##### STORED ROWS #####

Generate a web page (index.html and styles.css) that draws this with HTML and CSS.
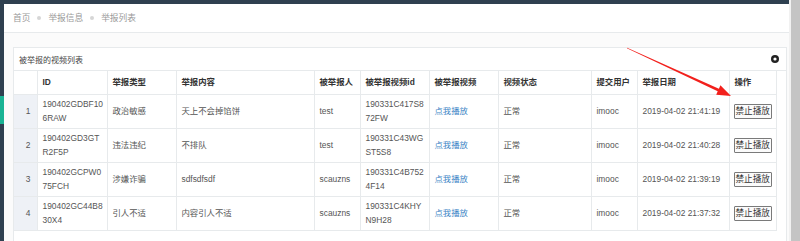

#####
##### STORED ROWS #####

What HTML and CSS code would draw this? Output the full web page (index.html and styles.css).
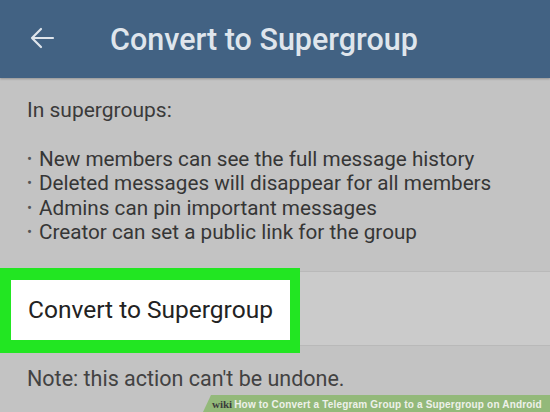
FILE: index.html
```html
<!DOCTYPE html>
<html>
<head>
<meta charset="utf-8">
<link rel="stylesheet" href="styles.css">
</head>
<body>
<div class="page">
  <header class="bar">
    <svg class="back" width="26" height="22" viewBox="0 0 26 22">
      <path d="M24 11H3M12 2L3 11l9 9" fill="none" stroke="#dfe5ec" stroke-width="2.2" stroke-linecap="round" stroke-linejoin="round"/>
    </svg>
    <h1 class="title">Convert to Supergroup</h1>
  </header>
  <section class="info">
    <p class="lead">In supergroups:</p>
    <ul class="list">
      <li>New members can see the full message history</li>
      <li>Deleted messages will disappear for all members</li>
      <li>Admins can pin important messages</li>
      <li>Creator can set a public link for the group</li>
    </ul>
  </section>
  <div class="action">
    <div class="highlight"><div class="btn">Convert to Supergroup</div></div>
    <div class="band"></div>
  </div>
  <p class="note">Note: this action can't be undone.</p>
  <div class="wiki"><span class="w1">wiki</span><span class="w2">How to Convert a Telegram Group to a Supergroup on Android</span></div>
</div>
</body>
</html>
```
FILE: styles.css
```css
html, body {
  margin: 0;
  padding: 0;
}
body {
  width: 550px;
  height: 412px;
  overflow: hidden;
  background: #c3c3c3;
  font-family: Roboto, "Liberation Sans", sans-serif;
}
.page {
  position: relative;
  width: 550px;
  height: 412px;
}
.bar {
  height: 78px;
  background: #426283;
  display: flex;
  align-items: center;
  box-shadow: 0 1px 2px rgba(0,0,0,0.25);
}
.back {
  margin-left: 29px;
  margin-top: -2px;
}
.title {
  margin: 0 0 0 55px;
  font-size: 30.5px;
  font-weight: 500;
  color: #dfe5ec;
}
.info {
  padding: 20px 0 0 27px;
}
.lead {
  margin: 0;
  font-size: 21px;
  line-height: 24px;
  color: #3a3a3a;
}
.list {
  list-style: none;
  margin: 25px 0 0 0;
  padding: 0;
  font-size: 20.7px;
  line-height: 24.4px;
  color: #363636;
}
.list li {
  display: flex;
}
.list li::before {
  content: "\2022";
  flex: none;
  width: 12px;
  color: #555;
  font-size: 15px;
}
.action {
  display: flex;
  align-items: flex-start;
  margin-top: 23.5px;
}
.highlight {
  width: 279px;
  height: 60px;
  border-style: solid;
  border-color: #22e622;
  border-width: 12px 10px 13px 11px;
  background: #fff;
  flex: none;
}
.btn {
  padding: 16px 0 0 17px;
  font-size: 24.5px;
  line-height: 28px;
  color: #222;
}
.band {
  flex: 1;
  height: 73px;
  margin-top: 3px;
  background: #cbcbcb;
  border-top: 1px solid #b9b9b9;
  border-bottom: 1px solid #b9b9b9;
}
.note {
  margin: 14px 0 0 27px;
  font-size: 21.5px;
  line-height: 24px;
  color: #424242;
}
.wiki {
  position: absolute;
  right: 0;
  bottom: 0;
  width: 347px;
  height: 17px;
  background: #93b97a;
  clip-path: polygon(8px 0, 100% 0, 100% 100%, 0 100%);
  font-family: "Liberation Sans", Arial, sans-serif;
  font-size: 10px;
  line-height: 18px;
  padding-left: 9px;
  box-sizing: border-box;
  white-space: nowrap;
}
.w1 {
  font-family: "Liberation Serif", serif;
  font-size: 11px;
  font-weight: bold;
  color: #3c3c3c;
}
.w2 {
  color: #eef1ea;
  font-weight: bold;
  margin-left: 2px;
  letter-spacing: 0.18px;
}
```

#####

### EXERCISE REQUIREMENTS
Pick out every line of the listing containing the word "this", and show those lines.

### EXERCISE OUTPUT
Generate a web page (index.html and styles.css) that draws this with HTML and CSS.
What HTML and CSS code would draw this? Output the full web page (index.html and styles.css).
  <p class="note">Note: this action can't be undone.</p>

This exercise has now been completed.